Die titelgebende Flucht, die Logan vor dem System antritt geht flott von der Hand, hat ein paar einfallsreiche Sequenzen (der Liebestunnel) parat und konfrontiert das Pärchen mit drei völlig unterschiedlichen Welten. Die Flucht vor dem System ist noch das kleinste Problem, erhält allerdings Rasanz durch einen toll getricksten Besuch beim Gesichtschirurgen, der, von einem halben Dutzend Lasern filetiert, auf dem Operationssaal zurückbleibt. Hierbei darf auch gern der aktuelle Jugendwahn (Facelifting für U 30!) herangezogen werden.
Logans ehemals bester Freund, Kollege und Gleichgesinnte wird zu seinem ärgsten Verfolger, der mit über die Grenzen hinausgeht und ihn in einen symbolträchtigen, tödlichen Kampf verwickelt, als längst niemand mehr damit rechnen mag.
Abgestiegen in das sich hinter der Fassade der Stadt verbergende industrielle Maschinenlabyrinth, müssen sich das Pärchen durch ein, mir schleierhaft dämliches, weil nah am Trash bewegendes, mies getrickstes Eisweltszenario der Marke Studioset nebst Gefrierroboter (Ein Schützling des Systems?) kämpfen, um letztlich schließlich zurück an die Oberfläche zu gelangen und in einem von der Natur längst zurückeroberten Washington auf einen alten Mann (unnachahmlich kauzig: Peter Ustinov, „Spartacus“, „Death on the Nile“) zu treffen, der schon viel vergessen hat und ganz allein, nur umgegeben von seinen Katzen, lebt. Die sich an eine Erkundung der regenerierten Natur anschließende Zusammenkunft fördert dann einige skurrile Dialoge zutage, weil Logan und Jessica sich doch reichlich fasziniert von grauen Haaren und einem bärtigen, faltigen, alten Gesicht zeigen. Parallelen zur Schöpfungsgeschichte sind hier offensichtlich und wohl auch so gemeint gewesen.
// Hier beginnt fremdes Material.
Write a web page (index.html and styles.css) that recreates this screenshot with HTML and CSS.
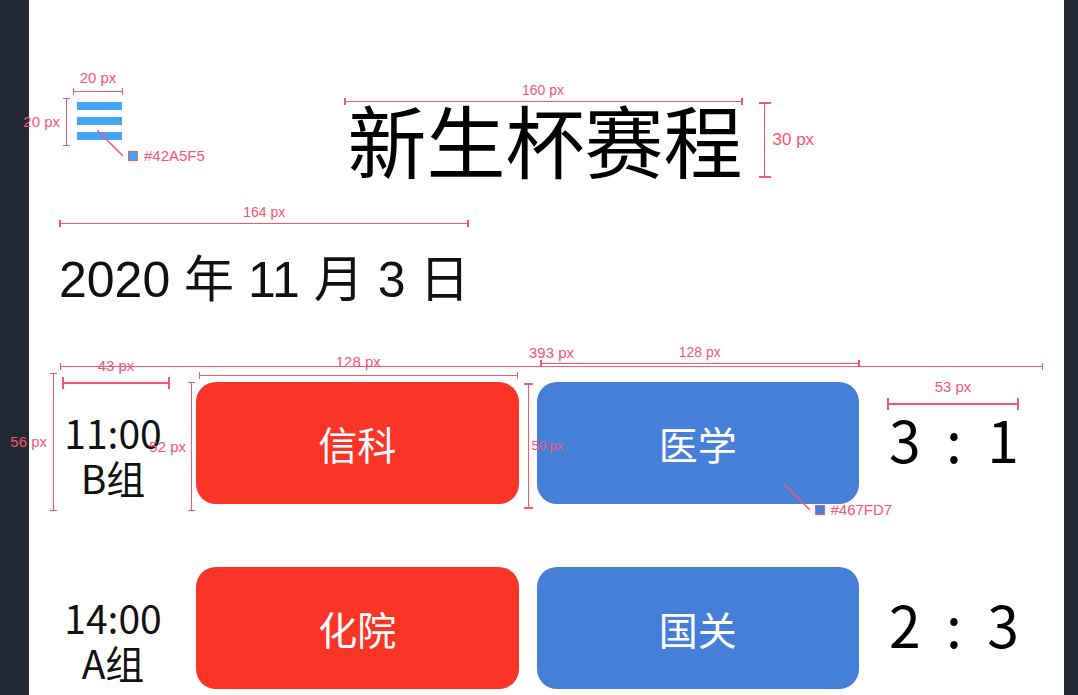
FILE: index.html
```html
<!DOCTYPE html>
<html lang="zh-CN">
<head>
<meta charset="utf-8">
<meta name="viewport" content="width=device-width, initial-scale=1">
<title>新生杯赛程</title>
<link rel="stylesheet" href="styles.css">
</head>
<body>
<main class="screen">
  <header class="header">
    <div class="menu">
      <button class="menu-button" type="button" aria-label="菜单">
        <svg viewBox="0 0 50 48" width="50" height="48"><path d="M4 4h45v8H4zM4 19h45v8H4zM4 34h45v8H4z" fill="#42a5f5"/></svg>
      </button>
      <div class="dim dim-h menu-width"><span class="label">20 px</span></div>
      <div class="dim dim-v menu-height"><span class="label">20 px</span></div>
      <div class="callout menu-color">
        <svg class="pointer" viewBox="0 0 26 26" width="26" height="26"><path d="M0 0L26 26"/></svg>
        <span class="swatch swatch-light"></span><span>#42A5F5</span>
      </div>
    </div>
    <div class="title">
      <h1 class="title-text">新生杯赛程</h1>
      <div class="dim dim-h thick title-width"><span class="label">160 px</span></div>
      <div class="dim dim-v thick title-height"><span class="label">30 px</span></div>
    </div>
  </header>

  <div class="date">
    <h2 class="date-text">2020 年 11 月 3 日</h2>
    <div class="dim dim-h thick date-width"><span class="label">164 px</span></div>
  </div>

  <section class="matches">
    <article class="match">
      <div class="time">
        <div>11:00</div>
        <div>B组</div>
        <div class="dim dim-h thick time-width"><span class="label">43 px</span></div>
      </div>
      <div class="teams">
        <div class="team home">信科
          <div class="dim dim-h home-width"><span class="label">128 px</span></div>
          <div class="dim dim-v home-height"><span class="label">52 px</span></div>
        </div>
        <div class="team away">医学
          <div class="dim dim-h thick away-width"><span class="label">128 px</span></div>
          <div class="dim dim-v thick away-height"><span class="label">50 px</span></div>
          <div class="callout away-color">
            <svg class="pointer" viewBox="0 0 26 26" width="26" height="26"><path d="M0 0L26 26"/></svg>
            <span class="swatch swatch-blue"></span><span>#467FD7</span>
          </div>
        </div>
      </div>
      <div class="score">
        <span>3</span><span>:</span><span>1</span>
        <div class="dim dim-h thick score-width"><span class="label">53 px</span></div>
      </div>
      <div class="dim dim-h row-width"><span class="label">393 px</span></div>
      <div class="dim dim-v row-height"><span class="label">56 px</span></div>
    </article>

    <article class="match">
      <div class="time">
        <div>14:00</div>
        <div>A组</div>
      </div>
      <div class="teams">
        <div class="team home">化院</div>
        <div class="team away">国关</div>
      </div>
      <div class="score"><span>2</span><span>:</span><span>3</span></div>
    </article>
  </section>
</main>
</body>
</html>
```

FILE: styles.css
```css
* {
  box-sizing: border-box;
}

body {
  margin: 0;
  background: #222935;
  font-family: "Noto Sans CJK SC", sans-serif;
  color: #111;
}

.screen {
  min-height: 100vh;
  margin: 0 14px 0 29px;
  padding: 98px 0 6px;
  background: #fff;
}

.header {
  display: grid;
  grid-template-columns: 1fr auto 1fr;
  align-items: start;
  padding: 0 47px 0 44px;
}

.menu,
.title,
.date,
.match,
.time,
.team,
.score {
  position: relative;
}

.menu {
  justify-self: start;
}

.menu-button {
  display: block;
  padding: 0;
  border: 0;
  background: none;
}

.menu-button svg {
  display: block;
}

.title-text {
  margin: 0;
  font-size: 79px;
  line-height: 82px;
  font-weight: 400;
  color: #000;
}

.date {
  width: fit-content;
  margin: 70px 0 0 30px;
}

.date-text {
  margin: 0;
  font-family: "Liberation Sans", "Noto Sans CJK SC", sans-serif;
  font-size: 50px;
  line-height: 60px;
  font-weight: 400;
}

.matches {
  display: flex;
  flex-direction: column;
  gap: 63px;
  margin-top: 72px;
  padding: 0 45px 0 31px;
}

.match {
  display: flex;
  align-items: center;
  gap: 30px;
}

.time {
  width: 106px;
  padding-top: 24px;
  font-size: 39px;
  line-height: 45px;
  text-align: center;
}

.teams {
  display: flex;
  flex: 1;
  gap: 18px;
}

.team {
  display: flex;
  flex: 1;
  align-items: center;
  justify-content: center;
  height: 122px;
  border-radius: 20px;
  font-size: 39px;
  color: #fff;
}

.home {
  background: #fa3426;
}

.away {
  background: #467fd7;
}

.score {
  display: flex;
  justify-content: space-between;
  width: 130px;
  padding-bottom: 10px;
  font-size: 57px;
  line-height: 60px;
  color: #000;
}

/* Dimension marks */
.dim {
  position: absolute;
  border: 0 solid #fa5571;
}

.dim::before {
  content: "";
  position: absolute;
  background: #fa5571;
}

.dim-h {
  left: 0;
  right: 0;
  height: 7px;
  border-width: 0 1px;
}

.dim-h::before {
  left: 0;
  right: 0;
  top: 3px;
  height: 1px;
}

.dim-v {
  top: 0;
  bottom: 0;
  width: 7px;
  border-width: 1px 0;
}

.dim-v::before {
  top: 0;
  bottom: 0;
  left: 3px;
  width: 1px;
}

.dim-h.thick {
  border-width: 0 2px;
}

.dim-v.thick {
  border-width: 2px 0;
}

.label,
.callout {
  font-family: "Liberation Sans", sans-serif;
  font-size: 15px;
  line-height: 16px;
  color: #fa5571;
  white-space: nowrap;
}

.label {
  position: absolute;
}

.dim-h .label {
  left: 50%;
  bottom: 9px;
  transform: translateX(-50%);
}

.dim-v .label {
  top: 50%;
  right: 10px;
  transform: translateY(-50%);
}

.menu-width {
  top: -10px;
}

.menu-height {
  left: -10px;
}

.title-width {
  top: 0;
  left: -4px;
  right: 0;
}

.title-width .label,
.date-width .label,
.away-width .label {
  bottom: 7px;
  font-size: 14px;
}

.title-height {
  top: 4px;
  bottom: 2px;
  right: -28px;
  width: 12px;
}

.title-height::before,
.away-height::before {
  left: 5px;
}

.title-height .label {
  left: 14px;
  right: auto;
  font-size: 17px;
}

.date-width {
  top: -30px;
}

.time-width {
  top: -9px;
  left: 2px;
  right: -4px;
  height: 12px;
}

.time-width::before,
.score-width::before {
  top: 5px;
  height: 2px;
}

.time-width .label,
.score-width .label {
  bottom: 15px;
}

.home-width {
  top: -10px;
  left: 3px;
  right: 1px;
}

.home-height {
  left: -8px;
  bottom: -7px;
}

.home-height .label {
  right: 9px;
}

.away-width {
  top: -22px;
  left: 3px;
  right: -1px;
}

.away-height {
  top: 1px;
  bottom: -5px;
  left: -13px;
  width: 9px;
}

.away-height::before {
  left: 4px;
}

.away-height .label {
  left: 8px;
  right: auto;
  font-size: 13px;
}

.score-width {
  top: -10px;
  left: -2px;
  right: 0;
  height: 12px;
}

.row-width {
  top: -19px;
  right: -24px;
}

.row-height {
  top: -9px;
  bottom: -7px;
  left: -10px;
}

.callout {
  position: absolute;
  display: flex;
  align-items: flex-end;
}

.pointer {
  margin-bottom: 8px;
  fill: none;
  stroke: #fa5571;
  stroke-width: 1.5;
}

.swatch {
  width: 10px;
  height: 10px;
  margin: 0 6px 3px 5px;
  border: 1px solid #fa5571;
}

.swatch-light {
  background: #42a5f5;
}

.swatch-blue {
  background: #467fd7;
}

.menu-color {
  top: 32px;
  left: 24px;
}

.away-color {
  top: 102px;
  left: 247px;
}
```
Das abschließende Kapitel beschließt dann den Kampf gegen das System und die Verkündung der Wahrheit. Die Rückkehr in die Stadt verläuft problemlos, doch weder die den Aussagen keinen Glauben schenkenden Bewohner noch der gänzlich überforderte, kapitulierende Computer, der entweder die Wahrheit nicht verarbeiten kann oder an Logans purem Willen scheitert, zeigen sich aufgeschlossen. Erst der Untergang, festgehalten in einer totalen Zerstörung der Stadt, besiegelt den Neuanfang und damit die Freiheit wieder von vorn anfangen zu können und es besser zu machen.


Fazit:
Spannender Science-Fiction-Trip durch ein faszinierendes, fesselndes Szenario, das durch, eine, wenn auch veraltete, versierte Tricktechnik bei mir einen dicken Nostalgiebonus einheimst. Als einer der wenigen Science-Fiction-Filme der Siebziger schaffte es „Logan’s Run“ mich über die volle Distanz bei Laune zu halten. Schauspielerisch mag bis auf Ustinov keiner herausragen, doch das ausgeklügelte System, das mit seiner schieren Unangreifbarkeit Schicksal diktiert und ein limitiert sorgloses Leben garantiert, hat irgendwo Charme und einige höchst phantastische Ideen auf Lager, während die Flucht nach draußen schlicht durch ein relativ hohes Tempo und tolle Schauwerte begeistert. Michael Anderson muss sich freilich bei seinen Setdekorateuren, Tricktechnikern, Jerry Goldsmith (ein futuristischer Synthesizer-Score) und Ernest Laszlo bedanken, zeigt dabei jedoch, dass er zumindest einmal in seiner Karriere dazu in der Lage war einen unvergesslichen Klassiker zu drehen, der höchstens kleine Macken bei genauer Betrachtung (Wer wartet das System eigentlich?) und zu vielen Detailfragen offenbart. Spannend, unterhaltsam, klug.